> _OBJECTIVE_: Select every line holding the word "this" and copy it.

> _COLLECTED MATERIAL_:
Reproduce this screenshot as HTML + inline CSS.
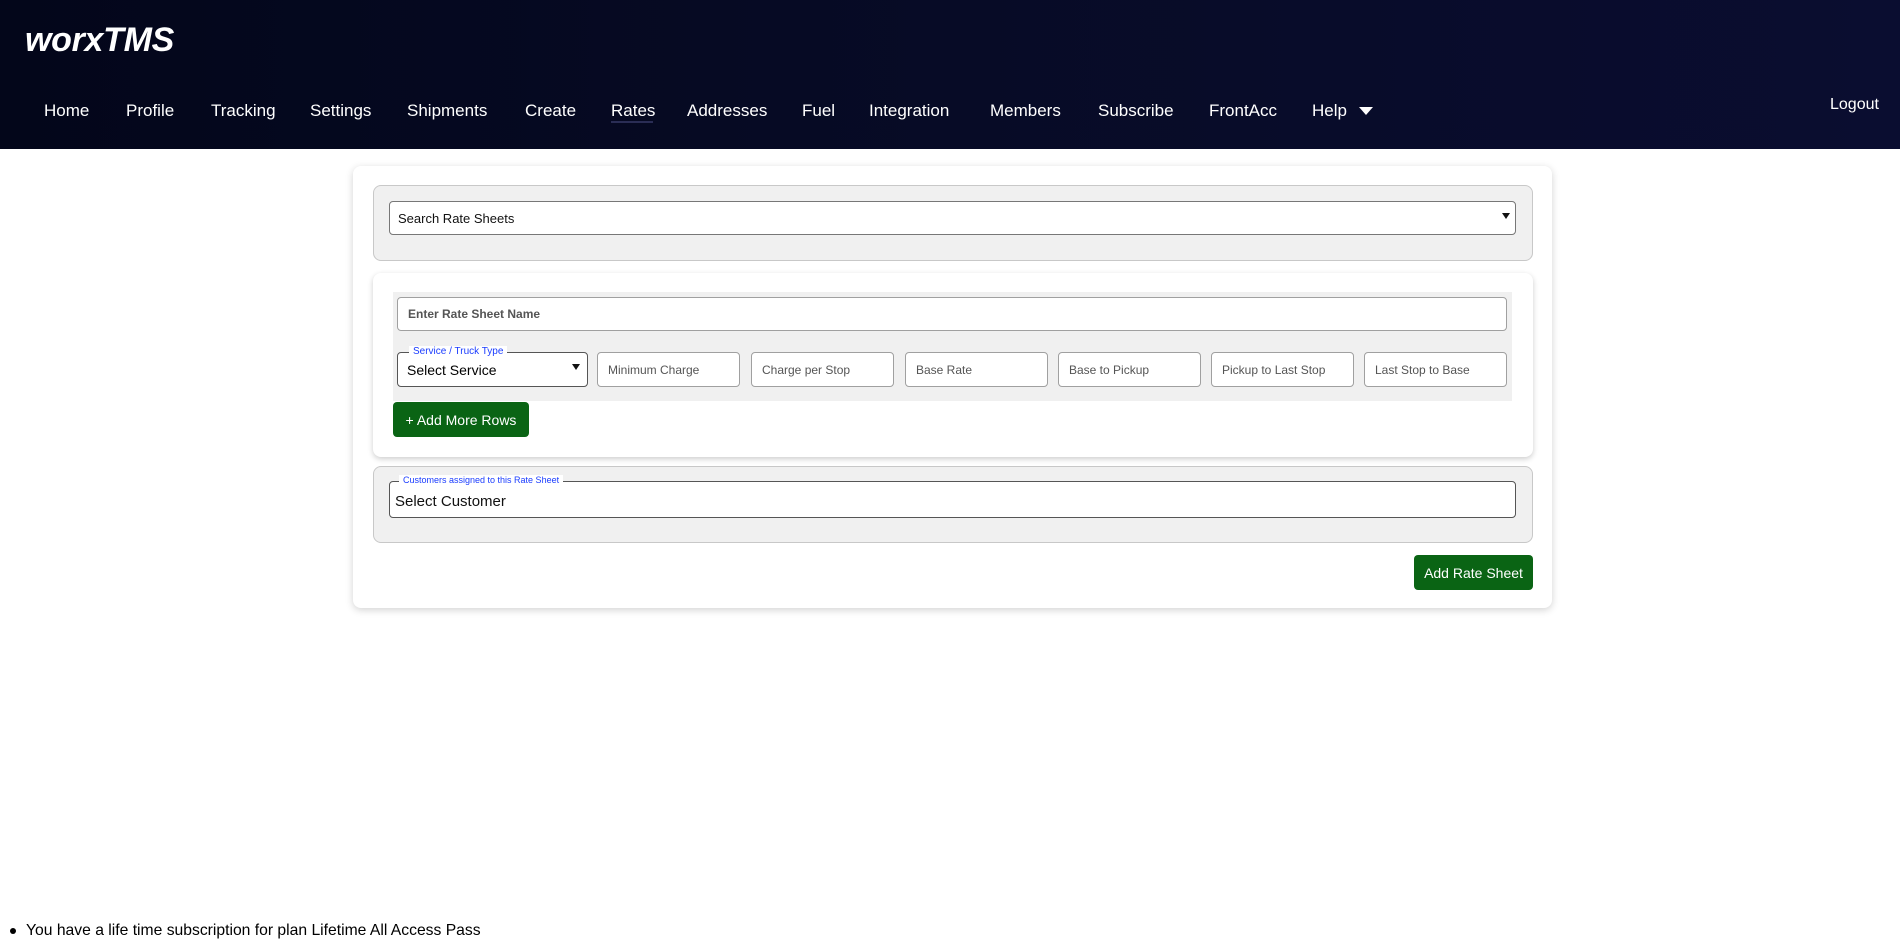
<!DOCTYPE html>
<html><head><meta charset="utf-8"><style>
*{box-sizing:border-box;margin:0;padding:0}
body{width:1900px;height:952px;position:relative;background:#fff;font-family:"Liberation Sans",sans-serif;overflow:hidden}
.hdr{position:absolute;left:0;top:0;width:1900px;height:149px;background:linear-gradient(90deg,#03061a 0%,#070b26 50%,#0a0d30 100%)}
.logo{position:absolute;left:25px;top:21px;color:#fff;font-weight:bold;font-style:italic;font-size:34px;letter-spacing:-0.3px}
.nav{position:absolute;top:101px;color:#fff;font-size:17px;white-space:nowrap}
.abs{position:absolute}
.card{position:absolute;left:353px;top:166px;width:1199px;height:442px;background:#fff;border-radius:8px;box-shadow:0 2px 8px rgba(0,0,0,.18)}
.panel{position:absolute;background:#f0f0f0;border:1px solid #c8c8c8;border-radius:8px}
.inp{position:absolute;background:#fff;border:1px solid #a0a0a0;border-radius:4px;font-size:12px;color:#555;padding-left:10px;display:flex;align-items:center}
.btn{position:absolute;background:#0a6414;color:#fff;border-radius:4px;display:flex;align-items:center;justify-content:center;font-size:14px}
.leg{position:absolute;background:#fff;color:#1a3cff;font-size:10px;padding:0 4px;line-height:11px}
</style></head><body>
<div class="hdr">
<div class="logo">worxTMS</div>
<div class="nav" style="left:44px">Home</div>
<div class="nav" style="left:126px">Profile</div>
<div class="nav" style="left:211px">Tracking</div>
<div class="nav" style="left:310px">Settings</div>
<div class="nav" style="left:407px">Shipments</div>
<div class="nav" style="left:525px">Create</div>
<div class="nav" style="left:611px">Rates</div>
<div class="abs" style="left:611px;top:121px;width:42px;height:2px;background:#2a2d55"></div>
<div class="nav" style="left:687px">Addresses</div>
<div class="nav" style="left:802px">Fuel</div>
<div class="nav" style="left:869px">Integration</div>
<div class="nav" style="left:990px">Members</div>
<div class="nav" style="left:1098px">Subscribe</div>
<div class="nav" style="left:1209px">FrontAcc</div>
<div class="nav" style="left:1312px">Help</div>
<div class="abs" style="left:1359px;top:107px;width:0;height:0;border-left:7px solid transparent;border-right:7px solid transparent;border-top:8px solid #fff"></div>
<div class="nav" style="left:1830px;top:96px;font-size:16px">Logout</div>
</div>

<div class="card"></div>
<div class="panel" style="left:373px;top:185px;width:1160px;height:76px"></div>
<div class="inp" style="left:389px;top:201px;width:1127px;height:34px;border-color:#777;color:#111;font-size:13px;padding-left:8px">Search Rate Sheets</div>
<div class="abs" style="left:1502px;top:213px;border-left:4px solid transparent;border-right:4px solid transparent;border-top:6px solid #111"></div>

<div class="abs" style="left:373px;top:273px;width:1160px;height:184px;background:#fff;border-radius:8px;box-shadow:0 2px 6px rgba(0,0,0,.2)"></div>
<div class="abs" style="left:393px;top:292px;width:1119px;height:109px;background:#f0f0f0"></div>
<div class="inp" style="left:397px;top:297px;width:1110px;height:34px;font-weight:bold;color:#555;font-size:12px">Enter Rate Sheet Name</div>
<div class="inp" style="left:397px;top:352px;width:191px;height:35px;border-color:#555;color:#000;font-size:14px;padding-left:9px">Select Service</div>
<div class="abs" style="left:572px;top:364px;border-left:4px solid transparent;border-right:4px solid transparent;border-top:6px solid #111"></div>
<div class="leg" style="left:409px;top:346px">Service / Truck Type</div>
<div class="inp" style="left:597px;top:352px;width:143px;height:35px">Minimum Charge</div>
<div class="inp" style="left:751px;top:352px;width:143px;height:35px">Charge per Stop</div>
<div class="inp" style="left:905px;top:352px;width:143px;height:35px">Base Rate</div>
<div class="inp" style="left:1058px;top:352px;width:143px;height:35px">Base to Pickup</div>
<div class="inp" style="left:1211px;top:352px;width:143px;height:35px">Pickup to Last Stop</div>
<div class="inp" style="left:1364px;top:352px;width:143px;height:35px">Last Stop to Base</div>
<div class="btn" style="left:393px;top:402px;width:136px;height:35px">+ Add More Rows</div>

<div class="panel" style="left:373px;top:466px;width:1160px;height:77px"></div>
<div class="inp" style="left:389px;top:481px;width:1127px;height:37px;border-color:#555;color:#111;font-size:15px;padding-left:5px;padding-top:3px">Select Customer</div>
<div class="leg" style="left:399px;top:475px;font-size:9px">Customers assigned to this Rate Sheet</div>
<div class="btn" style="left:1414px;top:555px;width:119px;height:35px">Add Rate Sheet</div>

<div class="abs" style="left:10px;top:928px;width:6px;height:6px;border-radius:50%;background:#000"></div>
<div class="abs" style="left:26px;top:922px;font-size:15.7px;color:#000;white-space:nowrap">You have a life time subscription for plan Lifetime All Access Pass</div>
</body></html>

> _COMPLETED EXERCISE_:
Reproduce this screenshot as HTML + inline CSS.
<div class="leg" style="left:399px;top:475px;font-size:9px">Customers assigned to this Rate Sheet</div>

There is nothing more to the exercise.